O coronavírus irrompeu na França no começo de 2020, confinou milhões de pessoas e deixou para trás uma primeira metade de mandato de Macron marcada por protestos sociais. A guerra na Ucrânia emergiu quando os franceses começavam a respirar.
Macron jogou, assim, a cartada de um presidente estável em tempos de crise e reformista; Le Pen se apresentou como uma defensora do poder aquisitivo, com uma imagem menos radical, evitando dar ênfase em seus temas prediletos: migrantes, islã, segurança.
Sem mudar os fundamentos da extrema direita, segundo os observadores, a candidata do Reagrupamento Nacional (RN) preferiu tentar capitalizar o descontentamento das classes populares com a política de seu adversário do A República em Marcha (LREM).
Os temas mais radicais da extrema direita ficaram nas mãos do polêmico Eric Zemmour, que com suas declarações explosivas contra os imigrantes e os muçulmanos dominou parte da campanha, pondo em dificuldades Le Pen e a candidata da direita, Valérie Pécresse.
O presidente, que entrou tarde na campanha pela gestão da pandemia e sua tentativa de mediação entre Kiev e Moscou, alertou na reta final contra o "perigo extremista". Os especialistas duvidam que o cordão sanitário em torno da extrema direita vá funcionar em 2022 como ocorreu em 2017.
Para o diretor da Fundação Jean-Jaurès, Gilles Finchelstein, a tradicional "frente republicana" de partidos não bastará para isolar Le Pen no segundo turno, já que, embora este sistema não tenha desaparecido, está desgastado.
Os candidatos socialista Anne Hidalgo, ecologista Yannick Jadot, e comunista Fabien Roussel já disseram que vão pedir votos contra a extrema direita se Le Pen passar para o segundo turno.
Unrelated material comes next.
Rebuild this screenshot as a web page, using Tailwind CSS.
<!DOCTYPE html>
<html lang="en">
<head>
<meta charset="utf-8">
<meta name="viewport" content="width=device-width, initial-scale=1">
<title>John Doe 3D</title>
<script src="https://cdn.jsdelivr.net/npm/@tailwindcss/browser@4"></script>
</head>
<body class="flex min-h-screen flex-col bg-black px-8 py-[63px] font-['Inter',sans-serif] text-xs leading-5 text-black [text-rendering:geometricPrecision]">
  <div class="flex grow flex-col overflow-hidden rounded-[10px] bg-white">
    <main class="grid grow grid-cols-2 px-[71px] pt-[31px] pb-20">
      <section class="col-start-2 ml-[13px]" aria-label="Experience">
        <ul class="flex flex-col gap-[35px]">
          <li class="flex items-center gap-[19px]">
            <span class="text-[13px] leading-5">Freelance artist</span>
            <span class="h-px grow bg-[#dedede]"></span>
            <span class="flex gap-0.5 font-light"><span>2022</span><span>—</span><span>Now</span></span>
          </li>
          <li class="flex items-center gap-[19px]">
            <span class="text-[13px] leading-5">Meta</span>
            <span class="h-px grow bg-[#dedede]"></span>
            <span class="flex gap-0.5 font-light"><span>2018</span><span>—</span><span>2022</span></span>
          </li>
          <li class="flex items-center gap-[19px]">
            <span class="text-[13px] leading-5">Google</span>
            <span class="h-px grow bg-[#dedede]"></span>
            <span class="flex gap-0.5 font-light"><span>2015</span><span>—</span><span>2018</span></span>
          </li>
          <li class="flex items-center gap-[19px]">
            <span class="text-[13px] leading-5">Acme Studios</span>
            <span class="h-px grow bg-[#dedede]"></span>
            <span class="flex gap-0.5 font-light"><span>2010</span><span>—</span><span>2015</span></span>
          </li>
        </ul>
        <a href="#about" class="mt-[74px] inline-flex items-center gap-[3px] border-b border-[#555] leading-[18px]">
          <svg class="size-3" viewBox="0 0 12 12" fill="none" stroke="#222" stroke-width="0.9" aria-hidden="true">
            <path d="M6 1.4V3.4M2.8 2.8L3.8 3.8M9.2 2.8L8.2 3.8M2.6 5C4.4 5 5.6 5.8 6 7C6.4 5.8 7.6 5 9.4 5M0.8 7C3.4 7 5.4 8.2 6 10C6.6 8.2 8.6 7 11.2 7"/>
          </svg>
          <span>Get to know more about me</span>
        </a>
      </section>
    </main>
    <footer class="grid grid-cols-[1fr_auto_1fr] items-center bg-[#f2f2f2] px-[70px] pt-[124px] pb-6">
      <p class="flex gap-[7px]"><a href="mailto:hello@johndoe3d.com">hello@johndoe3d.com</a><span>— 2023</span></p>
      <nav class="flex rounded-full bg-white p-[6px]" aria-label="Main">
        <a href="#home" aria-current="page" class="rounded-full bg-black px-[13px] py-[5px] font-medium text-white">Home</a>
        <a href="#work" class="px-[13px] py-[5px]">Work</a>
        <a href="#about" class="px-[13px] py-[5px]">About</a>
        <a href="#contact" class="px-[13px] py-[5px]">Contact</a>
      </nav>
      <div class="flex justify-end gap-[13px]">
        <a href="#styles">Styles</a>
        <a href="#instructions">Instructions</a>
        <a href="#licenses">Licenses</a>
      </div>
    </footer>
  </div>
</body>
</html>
Já Valérie Pécresse, do partido Os Republicanos (LR), não indicará voto.
Na França, as atenções também se voltarão para o alcance do aguardado fiasco dos partidos tradicionais: a direita ex-presidentes Chirac (1995-2007) e Nicolas Sarkozy (2007-2012) e os socialistas de François Hollande (2012-2017) e François Mitterrand (1981-1995).